- The exercise
Below are the records; copy each line in them that holds the word "with".

- Saved entries
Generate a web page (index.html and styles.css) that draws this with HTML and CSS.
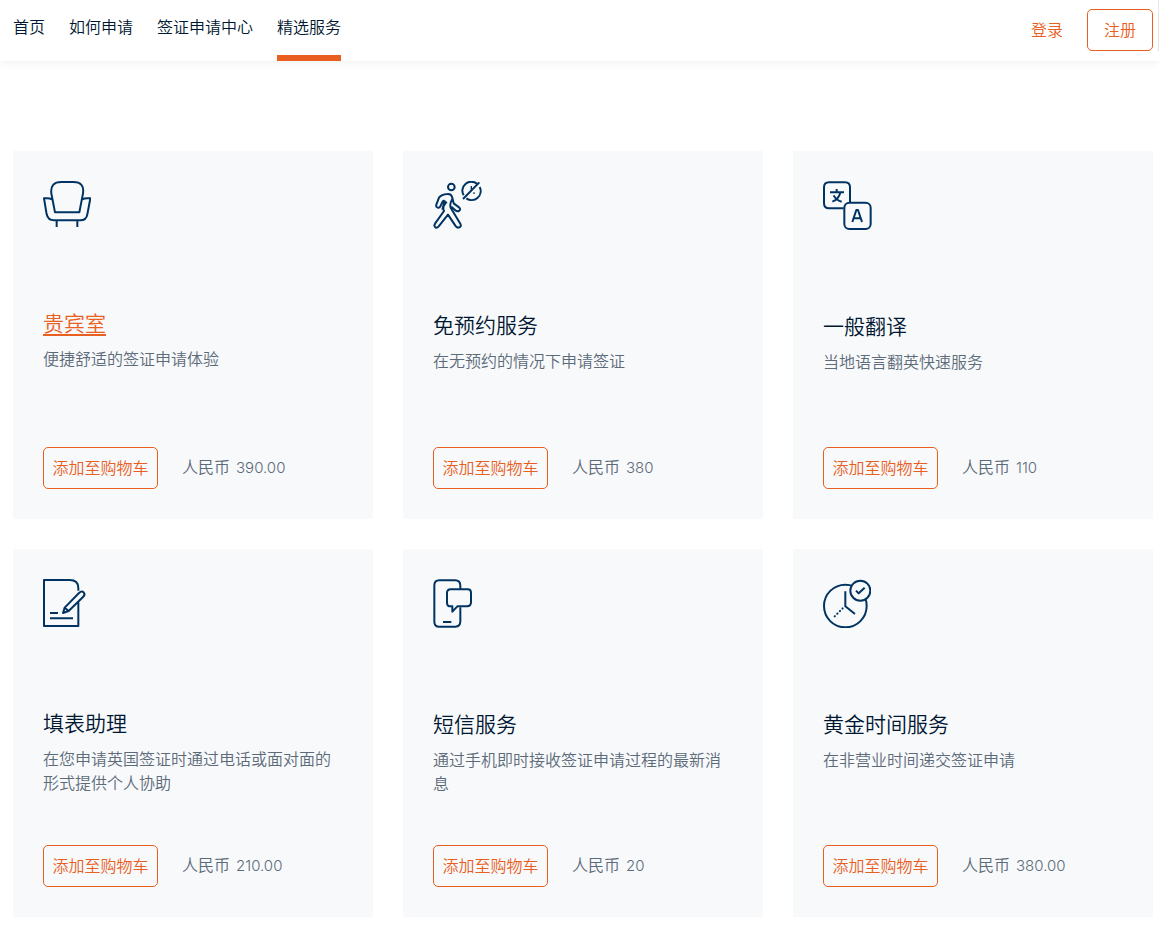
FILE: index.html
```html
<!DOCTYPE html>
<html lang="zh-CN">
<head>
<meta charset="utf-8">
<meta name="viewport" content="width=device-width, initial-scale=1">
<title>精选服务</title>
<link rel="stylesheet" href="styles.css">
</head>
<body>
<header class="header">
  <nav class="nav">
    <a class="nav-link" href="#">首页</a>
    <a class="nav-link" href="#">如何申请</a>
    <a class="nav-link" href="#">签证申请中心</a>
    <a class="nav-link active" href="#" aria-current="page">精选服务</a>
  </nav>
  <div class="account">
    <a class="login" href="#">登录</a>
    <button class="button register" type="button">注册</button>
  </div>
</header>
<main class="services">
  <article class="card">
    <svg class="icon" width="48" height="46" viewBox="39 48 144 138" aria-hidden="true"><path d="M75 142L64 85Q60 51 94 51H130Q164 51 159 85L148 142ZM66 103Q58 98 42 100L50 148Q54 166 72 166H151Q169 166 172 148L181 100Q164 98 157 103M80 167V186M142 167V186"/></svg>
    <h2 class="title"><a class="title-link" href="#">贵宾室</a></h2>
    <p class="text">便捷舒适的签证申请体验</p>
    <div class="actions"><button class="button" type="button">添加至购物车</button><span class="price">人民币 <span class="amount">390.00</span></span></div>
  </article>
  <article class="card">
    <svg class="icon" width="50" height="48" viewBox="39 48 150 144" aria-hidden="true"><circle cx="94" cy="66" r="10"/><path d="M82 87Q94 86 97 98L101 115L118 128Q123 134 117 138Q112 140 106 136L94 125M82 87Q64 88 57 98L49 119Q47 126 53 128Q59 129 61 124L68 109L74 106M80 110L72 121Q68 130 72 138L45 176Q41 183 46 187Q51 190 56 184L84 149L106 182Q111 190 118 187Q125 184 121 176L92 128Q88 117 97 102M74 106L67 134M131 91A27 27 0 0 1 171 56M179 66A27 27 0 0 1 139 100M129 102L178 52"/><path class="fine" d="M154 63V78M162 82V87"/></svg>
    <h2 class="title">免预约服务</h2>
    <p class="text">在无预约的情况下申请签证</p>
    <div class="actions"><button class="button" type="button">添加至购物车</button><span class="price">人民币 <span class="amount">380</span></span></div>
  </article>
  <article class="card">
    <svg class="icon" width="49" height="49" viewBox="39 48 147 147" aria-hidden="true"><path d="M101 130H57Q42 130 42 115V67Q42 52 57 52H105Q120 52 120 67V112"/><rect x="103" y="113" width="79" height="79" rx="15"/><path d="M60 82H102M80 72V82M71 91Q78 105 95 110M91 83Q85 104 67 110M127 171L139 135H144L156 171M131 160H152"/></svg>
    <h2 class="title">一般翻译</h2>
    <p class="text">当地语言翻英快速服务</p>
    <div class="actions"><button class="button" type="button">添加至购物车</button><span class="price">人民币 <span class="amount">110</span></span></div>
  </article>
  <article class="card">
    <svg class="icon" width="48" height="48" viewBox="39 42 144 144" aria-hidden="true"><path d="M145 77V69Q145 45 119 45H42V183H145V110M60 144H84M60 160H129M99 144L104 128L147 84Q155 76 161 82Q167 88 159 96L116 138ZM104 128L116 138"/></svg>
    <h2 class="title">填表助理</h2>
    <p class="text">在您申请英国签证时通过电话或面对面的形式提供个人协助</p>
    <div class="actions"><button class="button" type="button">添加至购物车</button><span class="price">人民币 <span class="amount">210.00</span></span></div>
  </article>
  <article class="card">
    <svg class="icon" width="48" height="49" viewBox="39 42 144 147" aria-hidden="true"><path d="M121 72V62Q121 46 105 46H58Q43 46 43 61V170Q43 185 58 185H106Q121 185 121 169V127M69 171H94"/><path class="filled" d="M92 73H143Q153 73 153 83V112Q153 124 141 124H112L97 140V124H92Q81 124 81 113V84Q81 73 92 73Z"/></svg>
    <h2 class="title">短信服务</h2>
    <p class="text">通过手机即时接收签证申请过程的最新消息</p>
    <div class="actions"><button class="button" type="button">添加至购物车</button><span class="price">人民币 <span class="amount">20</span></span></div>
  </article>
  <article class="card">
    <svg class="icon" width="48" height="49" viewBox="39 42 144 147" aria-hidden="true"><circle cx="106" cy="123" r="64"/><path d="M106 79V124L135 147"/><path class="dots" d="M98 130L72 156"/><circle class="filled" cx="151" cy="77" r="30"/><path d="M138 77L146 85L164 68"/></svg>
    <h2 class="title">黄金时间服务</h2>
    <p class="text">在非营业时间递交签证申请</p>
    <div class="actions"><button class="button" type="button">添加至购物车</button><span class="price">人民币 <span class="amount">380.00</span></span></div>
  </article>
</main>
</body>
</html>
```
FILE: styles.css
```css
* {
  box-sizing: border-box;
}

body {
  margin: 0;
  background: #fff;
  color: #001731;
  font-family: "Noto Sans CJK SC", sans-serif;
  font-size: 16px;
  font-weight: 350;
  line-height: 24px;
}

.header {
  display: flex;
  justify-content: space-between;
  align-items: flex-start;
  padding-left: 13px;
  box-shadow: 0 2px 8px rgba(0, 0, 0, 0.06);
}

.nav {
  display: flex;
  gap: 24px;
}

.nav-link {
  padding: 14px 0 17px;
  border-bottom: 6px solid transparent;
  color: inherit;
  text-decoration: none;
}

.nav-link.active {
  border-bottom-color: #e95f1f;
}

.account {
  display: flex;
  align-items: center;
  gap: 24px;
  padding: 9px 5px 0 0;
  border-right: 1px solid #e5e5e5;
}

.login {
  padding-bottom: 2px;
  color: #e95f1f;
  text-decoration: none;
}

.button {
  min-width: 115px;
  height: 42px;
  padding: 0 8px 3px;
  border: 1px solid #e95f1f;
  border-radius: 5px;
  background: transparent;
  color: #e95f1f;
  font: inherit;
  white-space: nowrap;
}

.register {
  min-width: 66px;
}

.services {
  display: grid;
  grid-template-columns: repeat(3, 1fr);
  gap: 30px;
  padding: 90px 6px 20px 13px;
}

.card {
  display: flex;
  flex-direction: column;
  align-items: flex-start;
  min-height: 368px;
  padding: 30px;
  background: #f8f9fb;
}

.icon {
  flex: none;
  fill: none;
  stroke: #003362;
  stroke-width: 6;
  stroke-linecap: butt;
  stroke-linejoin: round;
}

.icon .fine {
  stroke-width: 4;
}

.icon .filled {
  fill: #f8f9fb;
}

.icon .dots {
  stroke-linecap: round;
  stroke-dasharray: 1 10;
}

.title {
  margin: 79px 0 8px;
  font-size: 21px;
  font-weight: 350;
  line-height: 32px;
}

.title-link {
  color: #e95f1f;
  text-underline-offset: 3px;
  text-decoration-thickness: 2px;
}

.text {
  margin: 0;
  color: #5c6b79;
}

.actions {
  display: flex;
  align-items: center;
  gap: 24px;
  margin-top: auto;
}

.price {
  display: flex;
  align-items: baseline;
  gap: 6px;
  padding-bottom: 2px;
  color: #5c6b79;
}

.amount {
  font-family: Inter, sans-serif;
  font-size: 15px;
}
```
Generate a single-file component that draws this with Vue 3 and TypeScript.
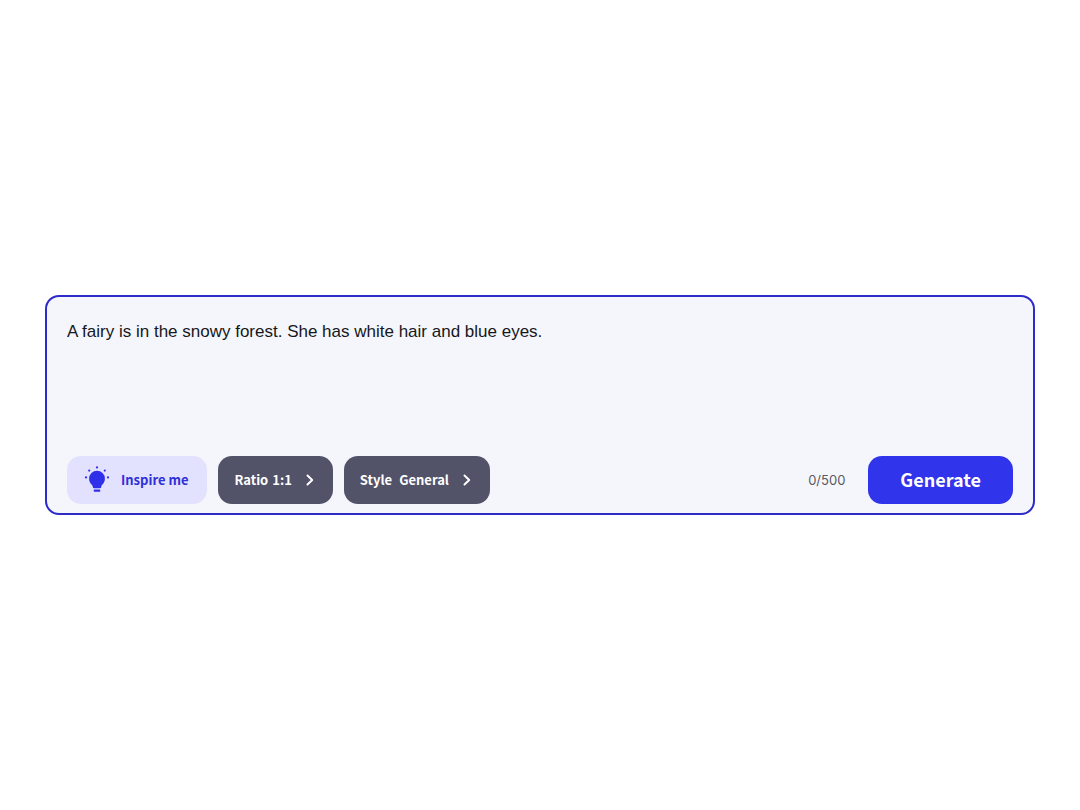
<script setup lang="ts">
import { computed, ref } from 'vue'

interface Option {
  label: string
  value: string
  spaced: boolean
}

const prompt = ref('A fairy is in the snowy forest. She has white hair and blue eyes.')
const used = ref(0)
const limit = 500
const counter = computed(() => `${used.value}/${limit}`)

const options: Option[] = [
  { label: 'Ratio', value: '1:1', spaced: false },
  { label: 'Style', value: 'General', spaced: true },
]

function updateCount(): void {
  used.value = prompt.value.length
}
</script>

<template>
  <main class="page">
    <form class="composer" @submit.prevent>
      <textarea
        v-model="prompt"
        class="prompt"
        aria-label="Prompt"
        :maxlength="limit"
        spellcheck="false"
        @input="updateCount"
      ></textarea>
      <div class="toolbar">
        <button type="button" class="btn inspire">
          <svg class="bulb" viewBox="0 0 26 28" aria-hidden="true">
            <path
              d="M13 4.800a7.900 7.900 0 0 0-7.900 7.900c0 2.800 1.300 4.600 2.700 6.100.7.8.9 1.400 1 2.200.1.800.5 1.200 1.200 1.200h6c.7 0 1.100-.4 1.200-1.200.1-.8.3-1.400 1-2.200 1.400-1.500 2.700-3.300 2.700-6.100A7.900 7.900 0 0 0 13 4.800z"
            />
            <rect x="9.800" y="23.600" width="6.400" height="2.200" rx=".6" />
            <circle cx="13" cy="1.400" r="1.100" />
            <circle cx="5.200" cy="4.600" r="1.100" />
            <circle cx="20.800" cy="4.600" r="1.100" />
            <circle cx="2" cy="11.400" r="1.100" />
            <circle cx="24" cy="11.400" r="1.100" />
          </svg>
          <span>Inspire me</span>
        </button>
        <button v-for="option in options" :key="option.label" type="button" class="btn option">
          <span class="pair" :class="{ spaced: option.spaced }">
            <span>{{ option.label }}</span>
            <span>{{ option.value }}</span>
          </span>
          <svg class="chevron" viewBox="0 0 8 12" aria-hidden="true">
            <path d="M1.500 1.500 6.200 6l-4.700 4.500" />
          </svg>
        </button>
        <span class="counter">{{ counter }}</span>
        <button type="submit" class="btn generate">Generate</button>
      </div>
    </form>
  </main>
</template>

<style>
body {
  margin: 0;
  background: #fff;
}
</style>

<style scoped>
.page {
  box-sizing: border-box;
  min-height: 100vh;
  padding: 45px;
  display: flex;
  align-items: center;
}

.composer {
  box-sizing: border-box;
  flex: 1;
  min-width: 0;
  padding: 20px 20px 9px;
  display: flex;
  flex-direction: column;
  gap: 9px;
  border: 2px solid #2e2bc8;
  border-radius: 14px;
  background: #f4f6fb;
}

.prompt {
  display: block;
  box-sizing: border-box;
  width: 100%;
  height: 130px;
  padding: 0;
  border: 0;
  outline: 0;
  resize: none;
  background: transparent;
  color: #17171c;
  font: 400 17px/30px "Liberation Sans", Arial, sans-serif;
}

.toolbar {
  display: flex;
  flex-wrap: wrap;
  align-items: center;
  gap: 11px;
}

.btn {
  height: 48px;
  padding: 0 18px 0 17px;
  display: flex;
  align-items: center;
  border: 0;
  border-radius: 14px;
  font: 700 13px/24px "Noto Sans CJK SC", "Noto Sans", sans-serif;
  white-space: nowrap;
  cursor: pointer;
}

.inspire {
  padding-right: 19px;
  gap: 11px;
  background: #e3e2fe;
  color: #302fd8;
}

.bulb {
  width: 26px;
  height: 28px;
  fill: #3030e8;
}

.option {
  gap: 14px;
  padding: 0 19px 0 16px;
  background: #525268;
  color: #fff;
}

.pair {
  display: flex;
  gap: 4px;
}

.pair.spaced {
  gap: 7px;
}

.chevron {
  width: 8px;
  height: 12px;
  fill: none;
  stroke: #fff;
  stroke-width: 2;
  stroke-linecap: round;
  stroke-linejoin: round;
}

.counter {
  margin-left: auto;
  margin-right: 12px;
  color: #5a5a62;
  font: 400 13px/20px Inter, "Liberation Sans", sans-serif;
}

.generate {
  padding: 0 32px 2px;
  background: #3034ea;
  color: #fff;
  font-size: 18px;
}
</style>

- Task solution
Generate a web page (index.html and styles.css) that draws this with HTML and CSS.
Generate a single-file component that draws this with Vue 3 and TypeScript.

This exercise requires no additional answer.